Application of the well-pleaded complaint rule in this case, dictates a finding that removal jurisdiction cannot be based on defendants' counterclaims under the RICO and anti-trust statutes. Rath Packing Co. v. Becker, 530 F.2d 1295, 1303 (9th Cir. 1975), aff'd on other grounds sub nom., Jones v. Rath Packing Co., 430 U.S. 519, 97 S.Ct. 1305, 51 L.Ed.2d 604 (1977). See also Takeda v. Northwestern National Life Insurance Co., 765 F.2d 815, 822 (9th Cir. 1985); C. Wright, A. Miller C. Cooper, Federal Practice and Procedure: Jurisdiction 2d § 3722.
The Court is also unpersuaded by defendants' arguments that plaintiff's claims are really federal causes of action. It is well settled that "an independent corollary of the well-pleaded complaint rule is that a plaintiff may not defeat removal by omitting to plead necessary federal questions in a complaint." Franchise Tax Board, 463 U.S. at 22, 103 S.Ct. at 2853 (case cite omitted). In the case at bar, defendants do not attack the validity or substance of plaintiff's state causes of action. Instead, defendants argue that the actions alleging conversion of trade secrets and breach of fiduciary duty are really federal anti-trust, RICO and Lanham Act claims because of the possible anti-competitive effects of the injunctive relief requested by plaintiff as a remedy. The Court finds defendants' argument ludicrous. Accordingly, having found no basis for federal court jurisdiction, the Court must grant the plaintiff's motion to remand this case to state court.
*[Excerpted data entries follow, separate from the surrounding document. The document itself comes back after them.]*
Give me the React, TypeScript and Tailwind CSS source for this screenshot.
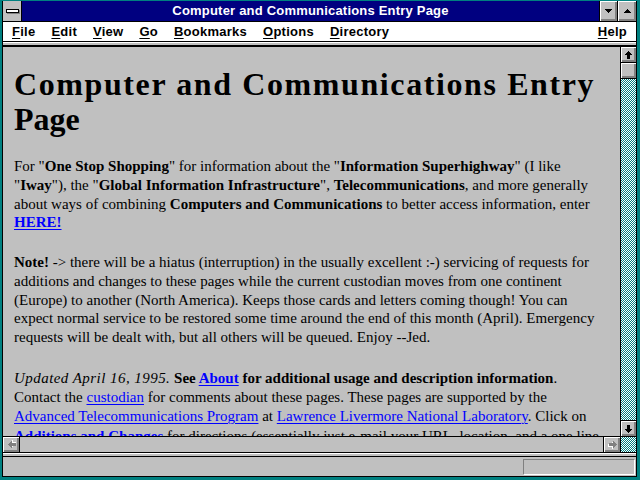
import React from "react";

const bevel =
  "bg-[#c0c0c0] shadow-[inset_1px_1px_0_#ffffff,inset_-1px_-1px_0_#808080,inset_-2px_-2px_0_#808080]";
const checker =
  "bg-[image:repeating-conic-gradient(#008080_0%_25%,#ffffff_0%_50%)] bg-[length:2px_2px]";

const ARROW = "M3 0h1v1h1v1h1v1h1v1h-2v4h-3v-4h-2v-1h1v-1h1v-1h1z";
const TRI = "M0 0h7v1h-1v1h-1v1h-1v1h-1v-1h-1v-1h-1v-1h-1z";

function Arrow({ rot, disabled }: { rot: number; disabled?: boolean }) {
  return (
    <svg
      width="9"
      height="9"
      viewBox="-1 -0.5 9 9"
      shapeRendering="crispEdges"
      style={{ transform: `rotate(${rot}deg)` }}
    >
      {disabled ? (
        <>
          <path d={ARROW} fill="#ffffff" transform="translate(1 1)" />
          <path d={ARROW} fill="#808080" />
        </>
      ) : (
        <path d={ARROW} fill="#000000" />
      )}
    </svg>
  );
}

function Tri({ up }: { up?: boolean }) {
  return (
    <svg
      width="7"
      height="4"
      viewBox="0 0 7 4"
      shapeRendering="crispEdges"
      className={up ? "rotate-180" : ""}
    >
      <path d={TRI} fill="#000000" />
    </svg>
  );
}

function Menu({ label }: { label: string }) {
  return (
    <span>
      <span className="underline underline-offset-[2px] decoration-[1px]">{label[0]}</span>
      {label.slice(1)}
    </span>
  );
}

const A = ({ children, bold }: { children: React.ReactNode; bold?: boolean }) => (
  <span className={`text-[#0000ff] underline decoration-[1px] underline-offset-[2px] ${bold ? "font-bold" : ""}`}>
    {children}
  </span>
);

export default function App() {
  return (
    <div className="w-[640px] h-[480px] bg-[#008080] pt-[1px] pl-[2px] pr-[3px] pb-[3px] overflow-hidden">
      <div className="w-full h-full flex flex-col border-l border-r border-b border-black bg-[#c0c0c0]">
        {/* Title bar */}
        <div className="h-[21px] flex border-b border-black shrink-0">
          <div className="w-[19px] border-r border-black bg-[#c0c0c0] flex items-center justify-center">
            <div className="w-[13px] h-[4px] bg-white border border-black shadow-[1px_1px_0_#808080]" />
          </div>
          <div
            className="flex-1 bg-[#000080] text-white font-bold text-[13px] tracking-[0.2px] flex items-center justify-center border-r border-black"
            style={{ fontFamily: '"Liberation Sans", Arial, sans-serif' }}
          >
            Computer and Communications Entry Page
          </div>
          <div className={`w-[18px] ${bevel} flex items-center justify-center border-r border-black`}>
            <Tri />
          </div>
          <div className={`w-[18px] ${bevel} flex items-center justify-center`}>
            <Tri up />
          </div>
        </div>

        {/* Menu bar */}
        <div
          className="h-[20px] shrink-0 bg-white border-b border-black flex items-center pl-[9px] pr-[9px] text-[13px] font-bold tracking-[0.25px] text-black"
          style={{ fontFamily: '"Liberation Sans", Arial, sans-serif' }}
        >
          <div className="flex gap-[16px]">
            <Menu label="File" />
            <Menu label="Edit" />
            <Menu label="View" />
            <Menu label="Go" />
            <Menu label="Bookmarks" />
            <Menu label="Options" />
            <Menu label="Directory" />
          </div>
          <div className="ml-auto">
            <Menu label="Help" />
          </div>
        </div>

        {/* collapsed toolbar strip */}
        <div className="h-[3px] shrink-0 bg-[#c0c0c0] border-t border-white" />
        <div className="h-[2px] shrink-0 bg-black" />

        {/* Content row */}
        <div className="h-[389px] shrink-0 flex">
          <div
            className="flex-1 overflow-hidden bg-[#c0c0c0] pl-[11px] text-black whitespace-nowrap"
            style={{ fontFamily: '"Liberation Serif", "Times New Roman", serif' }}
          >
            <h1 className="mt-[20px] text-[32px] leading-[35px] font-bold">
              <span className="tracking-[1.6px]">Computer and Communications Entry</span>
              <br />
              Page
            </h1>
            <p className="mt-[20px] text-[15px] leading-[18.75px]">
              For "<b>One Stop Shopping</b>" for information about the "<b>Information Superhighway</b>" (I like
              <br />"<b>Iway</b>"), the "<b>Global Information Infrastructure</b>", <b>Telecommunications</b>, and more generally
              <br />
              about ways of combining <b>Computers and Communications</b> to better access information, enter
              <br />
              <A bold>HERE!</A>
            </p>
            <p className="mt-[21px] text-[15px] leading-[18.75px]">
              <b>Note!</b> -&gt; there will be a hiatus (interruption) in the usually excellent :-) servicing of requests for
              <br />
              additions and changes to these pages while the current custodian moves from one continent
              <br />
              (Europe) to another (North America). Keeps those cards and letters coming though! You can
              <br />
              expect normal service to be restored some time around the end of this month (April). Emergency
              <br />
              requests will be dealt with, but all others will be queued. Enjoy --Jed.
            </p>
            <p className="mt-[22px] text-[15px] leading-[19.25px]">
              <i className="tracking-[0.45px]">Updated April 16, 1995.</i>{" "}
              <b>
                See <A bold>About</A> for additional usage and description information
              </b>
              .
              <br />
              Contact the <A>custodian</A> for comments about these pages. These pages are supported by the
              <br />
              <A>Advanced Telecommunications Program</A> at <A>Lawrence Livermore National Laboratory</A>. Click on
              <br />
              <A bold>Additions and Changes</A> for directions (essentially just e-mail your URL, location, and a one line
            </p>
          </div>
          {/* vertical scrollbar */}
          <div className="w-[16px] border-l border-black flex flex-col">
            <div className={`h-[16px] shrink-0 border-b border-black ${bevel} flex items-center justify-center`}>
              <Arrow rot={0} />
            </div>
            <div className={`h-[16px] shrink-0 border-b border-black ${bevel}`} />
            <div className={`flex-1 ${checker}`} />
            <div className={`h-[16px] shrink-0 border-t border-black ${bevel} flex items-center justify-center`}>
              <Arrow rot={180} />
            </div>
          </div>
        </div>

        {/* horizontal scrollbar */}
        <div className="h-[17px] shrink-0 flex border-t border-b border-black">
          <div className={`w-[17px] border-r border-black ${bevel} flex items-center justify-center`}>
            <Arrow rot={-90} disabled />
          </div>
          <div className="flex-1 bg-[#c0c0c0]" />
          <div className={`w-[17px] border-l border-black ${bevel} flex items-center justify-center`}>
            <Arrow rot={90} disabled />
          </div>
          <div className={`w-[16px] border-l border-black ${checker}`} />
        </div>

        {/* strip */}
        <div className="h-[4px] shrink-0 bg-[#c0c0c0] border-t border-white border-b border-b-black" />

        {/* status bar */}
        <div className="flex-1 bg-[#c0c0c0] flex items-center justify-end pr-[1px]">
          <div className="w-[112px] h-[16px] border-t border-l border-[#808080] border-b border-r border-b-white border-r-white" />
        </div>
      </div>
    </div>
  );
}
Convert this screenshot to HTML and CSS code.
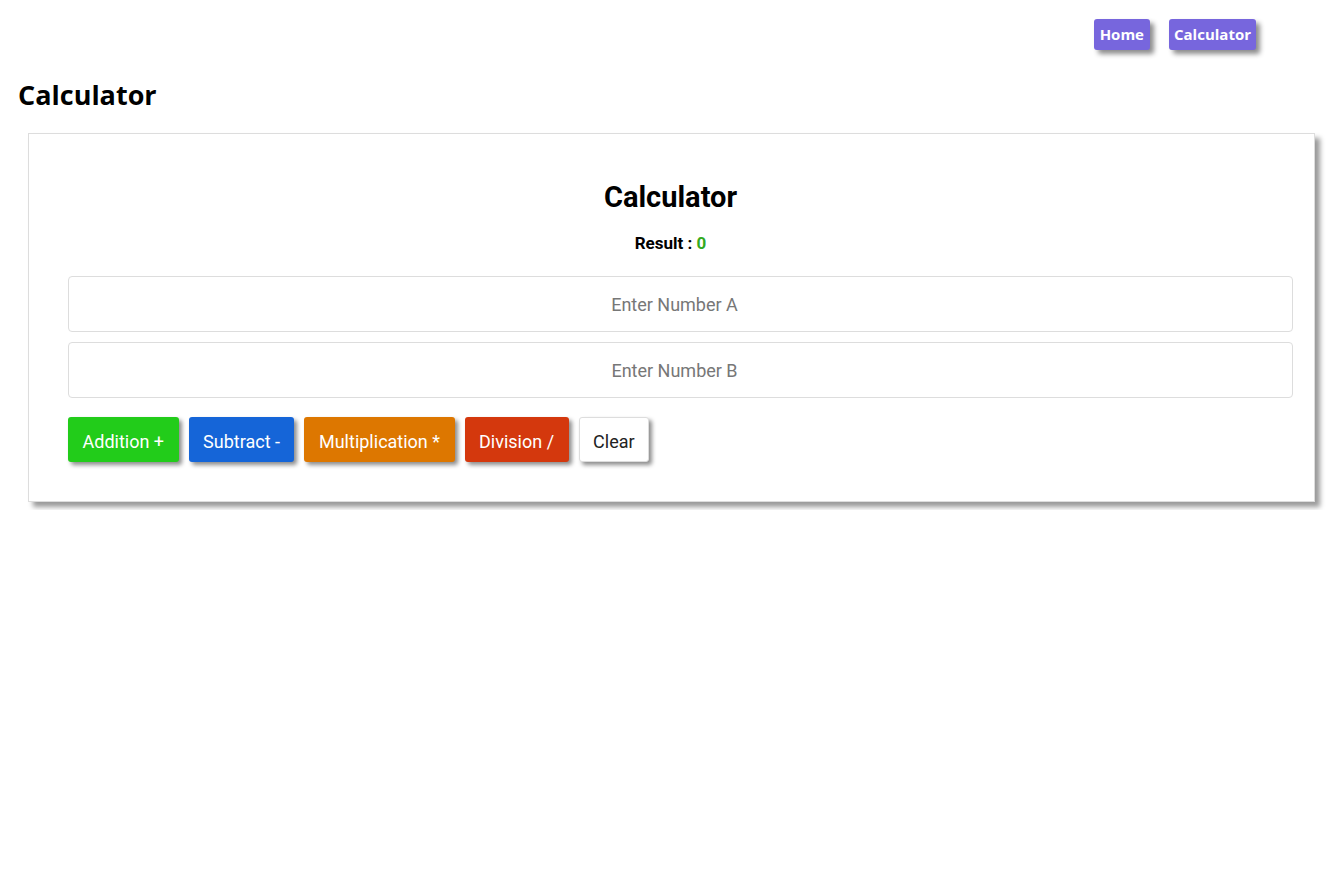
FILE: index.html
```html
<!DOCTYPE html>
<html>
<head>
<meta charset="utf-8">
<link rel="stylesheet" href="styles.css">
</head>
<body>
<nav class="nav">
  <a class="nav-btn">Home</a>
  <a class="nav-btn">Calculator</a>
</nav>
<h1 class="page-title">Calculator</h1>
<div class="card">
  <h2 class="card-title">Calculator</h2>
  <p class="result">Result : <span class="result-value">0</span></p>
  <input class="field" type="text" placeholder="Enter Number A">
  <input class="field" type="text" placeholder="Enter Number B">
  <div class="buttons">
    <button class="btn btn-add">Addition +</button>
    <button class="btn btn-sub">Subtract -</button>
    <button class="btn btn-mul">Multiplication *</button>
    <button class="btn btn-div">Division /</button>
    <button class="btn btn-clear">Clear</button>
  </div>
</div>
</body>
</html>
```
FILE: styles.css
```css
html, body {
  margin: 0;
  padding: 0;
  background: #fff;
}
body {
  padding: 8px;
  font-family: "Open Sans", "Noto Sans", sans-serif;
}
.nav {
  display: flex;
  justify-content: flex-end;
  gap: 19px;
  padding-top: 11px;
  padding-right: 78px;
}
.nav-btn {
  display: block;
  background: #7766dd;
  color: #fff;
  font-weight: 700;
  font-size: 15px;
  line-height: 20px;
  padding: 5px 6px 6px;
  border-radius: 3px;
  box-shadow: 4px 4px 5px rgba(0,0,0,0.45);
  cursor: pointer;
}
.nav-btn + .nav-btn {
  padding: 5px 5px 6px;
}
.page-title {
  margin: 27px 0 0 10px;
  font-size: 27px;
  line-height: 36px;
  font-weight: 700;
  color: #000;
}
.card {
  margin: 20px 19px 0 20px;
  border: 1px solid #ddd;
  box-shadow: 5px 5px 5px rgba(0,0,0,0.4);
  padding: 39px 21px 39px 39px;
  display: flex;
  flex-direction: column;
  font-family: Roboto, "Noto Sans", sans-serif;
}
.card-title {
  margin: 6px 0 0;
  text-align: center;
  font-size: 29px;
  line-height: 36px;
  font-weight: 700;
  padding-right: 20px;
}
.result {
  margin: 18px 0 0;
  text-align: center;
  font-size: 17px;
  font-weight: 700;
  line-height: 20px;
  padding-right: 20px;
}
.result-value {
  color: #33aa22;
}
.field {
  display: block;
  box-sizing: border-box;
  width: 100%;
  height: 56px;
  border: 1px solid #ddd;
  border-radius: 4px;
  text-align: center;
  font-family: Roboto, sans-serif;
  font-size: 18px;
  padding: 0 12px 0 0;
  margin: 0;
  outline: none;
}
.result + .field {
  margin-top: 23px;
}
.field + .field {
  margin-top: 10px;
}
.field::placeholder {
  color: #777;
}
.buttons {
  display: flex;
  gap: 10px;
  margin-top: 19px;
}
.btn {
  height: 45px;
  padding: 3px 13.5px 0;
  border: 1px solid transparent;
  border-radius: 3px;
  font-family: Roboto, sans-serif;
  font-size: 18px;
  color: #fff;
  box-shadow: 3px 3px 4px rgba(0,0,0,0.45);
  cursor: pointer;
}
.btn-add { background: #22cc1a; }
.btn-sub { background: #1565d8; }
.btn-mul { background: #dd7700; }
.btn-div { background: #d4380d; }
.btn-clear {
  background: #fff;
  color: #222;
  border-color: #ddd;
}
```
Plaintiff, in a supplemental memorandum in support of its motion to remand, argues that defendants' attempt to recharacterize plaintiff's petition as a federal cause of action is untimely. The Court agrees. Defendants were served with plaintiff's petition on April 8, 1986. The removal petition was filed on April 29, 1986, within the thirty day requirement of 28 U.S.C. § 1446(b). Defendants first raised the recharacterization argument in their memorandum filed May 23, 1986. Accordingly, defendants' attempt to assert different grounds for removal is untimely. See C. Wright, A. Miller C. Cooper, Federal Practice and Procedure: Jurisdiction 2d § 3733 at 537-38. The Court will, however, examine the merits of defendants' argument because of the motion for sanctions filed by plaintiff in this case.
In addition, the Court cannot ignore the circumstances surrounding the filing of this removal petition. On April 28, 1986, a hearing was commenced before Judge Wiesman on plaintiff's request for a preliminary injunction. After some three hours of testimony and documentary evidence, court was adjourned until 1:30 p.m. the following day. After appearing 15 minutes late, defendants' counsel informed the court and plaintiff that a counterclaim and removal petition had been filed. The petition for removal stated that the grounds were based on defendants' federal cause of action in its counterclaims. After apparently researching the law, defendants discarded the counterclaim argument and attempt to establish federal court jurisdiction on the basis of a recharacterization of plaintiff's state law claims. The Court finds defendants' arguments meritless and their conduct deserving of sanctions. It is obvious that defendants sought only to delay the administration of justice by disrupting the state court proceedings already in progress. Rule 11 provides, in pertinent part:
The signature of an attorney or party constitutes a certificate by him that he has read the pleading, motion, or other paper; that to the best of his knowledge, information, and belief formed after reasonable inquiry it is well grounded in fact and is warranted by existing law or a good faith argument for the extension, modification, or reversal of existing law, and that it is not interposed for any improper purpose, such as to harass or to cause unnecessary delay or needless increase in the cost of litigation. (emphasis added).
Accordingly,
IT IS FURTHER ORDERED that plaintiff's motion for sanctions be and is granted.
IT IS FURTHER ORDERED that defendants shall pay plaintiff's expenses and attorney's fees incurred as a result of the filing of the notice of removal. Plaintiff is directed to file, within ten (10) days of the date of this order, a petition of its expenses and attorney's fees. Defendants shall be granted five (5) days from the date of plaintiff's compliance to file a memorandum in opposition to plaintiff's petition. Thereafter, the Court will take the matter under submission for action as it deems proper.
Costs are, of course, recoverable at the discretion of the district court if "it appears that the case was removed improvidently". 28 U.S.C. § 1447(c).
On account of the Court's decision to remand, it expresses no opinion on defendants' motion for joinder and motion to quash the temporary restraining order.